The funny thing is, I actually would want you to convince me of whether the claims you believe are actually true or not. Because that would be awesome! I can then finally see what all the hype is about. I'm not even talking about whether I would even
like God or his supernatural actions. I just want to know if they exist in the first place.
I think that tends to be the disconnect between believers/nonbelievers on this topic. I'm not interested in discussing personal opinions. Everyone has personal opinions! I'm trying to find out if these supernatural claims are actually
real.
The evidence I speak of though is not my personal feelings, but is based on Bible teachings including the supernatural such as prophecy, miracles, etc...
Once again, this is what every religion with a holy book says.
I agree with this. I'm being reamed now for discusssing undesireable aspects of religion, so I'm far from ignoring it controversy!:lol
I have nothing against learning the truth about something. The undesireable aspect was me saying there was no truth to what I learned about a particular religion.
So when Muslims say the Koran is the word of Allah, how did you come to determine that it's actually false, and in fact, the Holy Bible is the word of God?
And just to clarify, when I discuss "truth" I'm not discussing whether "this has some lessons I agree with and will help me live a better life".
No, the key word is complex. The complexity involved with belief (or non-belief I guess) is key to finding out what our personal view is.
You can't say that snce one thing is a belief, it is equal to other beliefs or that it deserves equal weight.
Usually, we give more or less weight to certain things based on solid evidence. Your "weight" that you give to Christian supernatural claims in comparison to Islamic claims, or Norse claims, or Greek claims seems to be more a result of
1) personal preference
2) an accident of birth (since I would imagine you live in a dominant Christian society)
Sure, you might say that the Bible says this...but of course, Muslims will say the Koran says that, and we're back to square one.
Religious people can have that feeling to.
I actually disagree with you about non-believers. I don't think it's as empirical as you think it is. I think they often start with what they think and then find dissatisfaction in things contrary to that view.
As mentioned previously, it's very likely that a large amount of nonbelievers
started out as religious believers.
The examples on just this page verify that to an extent from the what if God is lying controversy or all people in a loving God's eyes or even slavery should have been condemened by God before humans did it. These are opinions that will never change and the [insert particular] religion won't warp to agree with them, so it's condemned.
These seem to me to be just simple thought experiments. After all, believers are usually the ones to mention that we can't analyze supernatural claims based on "normal" standards of evidence. So the point of a question like "what if god is lying?" is simply to display how weird it is to say "supernatural claims can't be observed by any normal standard of evidence, but I have determined that my god out of the 4,080 gods created over the years is the actual real one and would never lie. But I can't actually show you any evidence of that, because you have to believe it first before it's true. ".

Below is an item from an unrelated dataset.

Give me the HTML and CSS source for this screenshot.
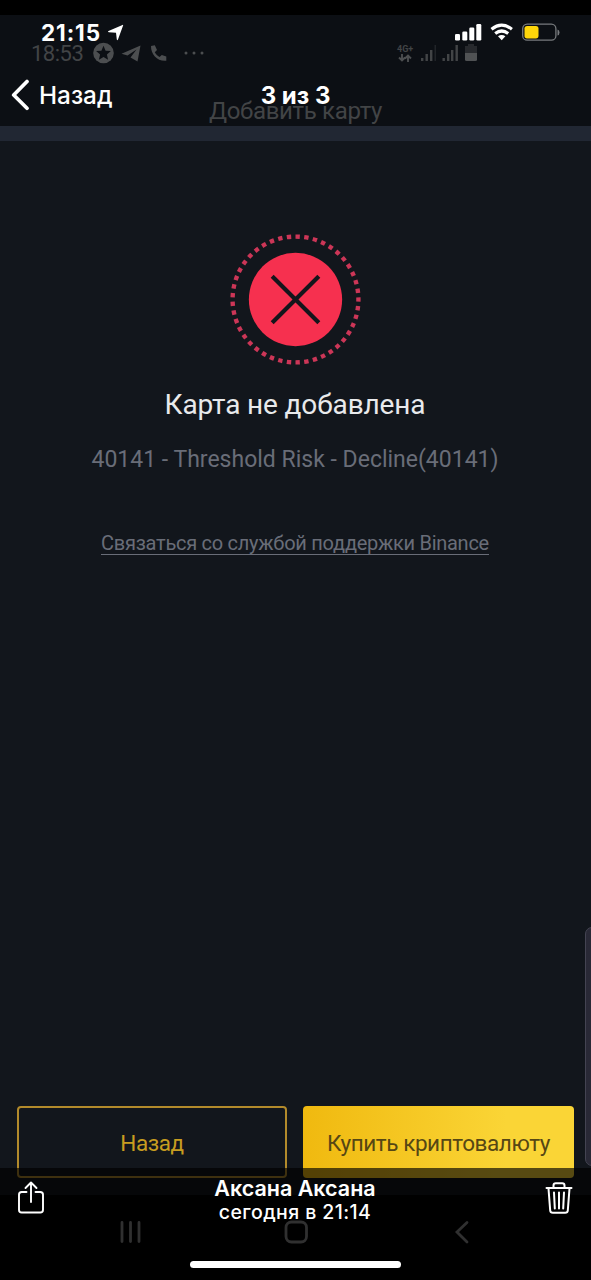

Sure, you have faith that your god won't lie to you. But I can have faith in the opposite. And maybe my personal experiences confirm that. But your personal experiences confirm the opposite.
So how is this resolved? If it can only be resolved by "reading the Bible", then any other religion can say the same exact thing, so it isn't really a resolution at all. It's a personal feeling, a preference, and an opinion, but it's not exactly meaningful in a discussion with an outside observer.
You're repeating yourself. You can't have faith without belief and a love of it. It is impossible to be faithful and hate what you have faith in. This is why many don't even bother and why many also fake it. Still others make up a belief so they can believe that (Non-believers do that too).
I repeat myself because there seems to be a very simple point that is overlooked when believers discuss god. Faith is
meaningless when discussing whether something is true or not. Love of faith or belief has exactly zero to do with whether or not something exists or is true.
No, every statement you make simply suggest you haven't figured it out!:lol
It's probably because your beliefs don't seem to actually be coherent outside of JGS' world.
This isn't true. You are simply assuming the bolded part because I'm not telling you otherwise. I haven't even given you a personal experience and yet that's all I've got?
Ok, so what unique evidence (evidence that can't apply to the hundreds of other gods and religions) do you have for your god that isn't based around personal experiences?
The more likely scenario is I'm telling you to look for it yourself if you are truly interested. If you're not, then it a pearls before swine situation that I'm not looking to get into.
Ahh, the pearls before swine approach.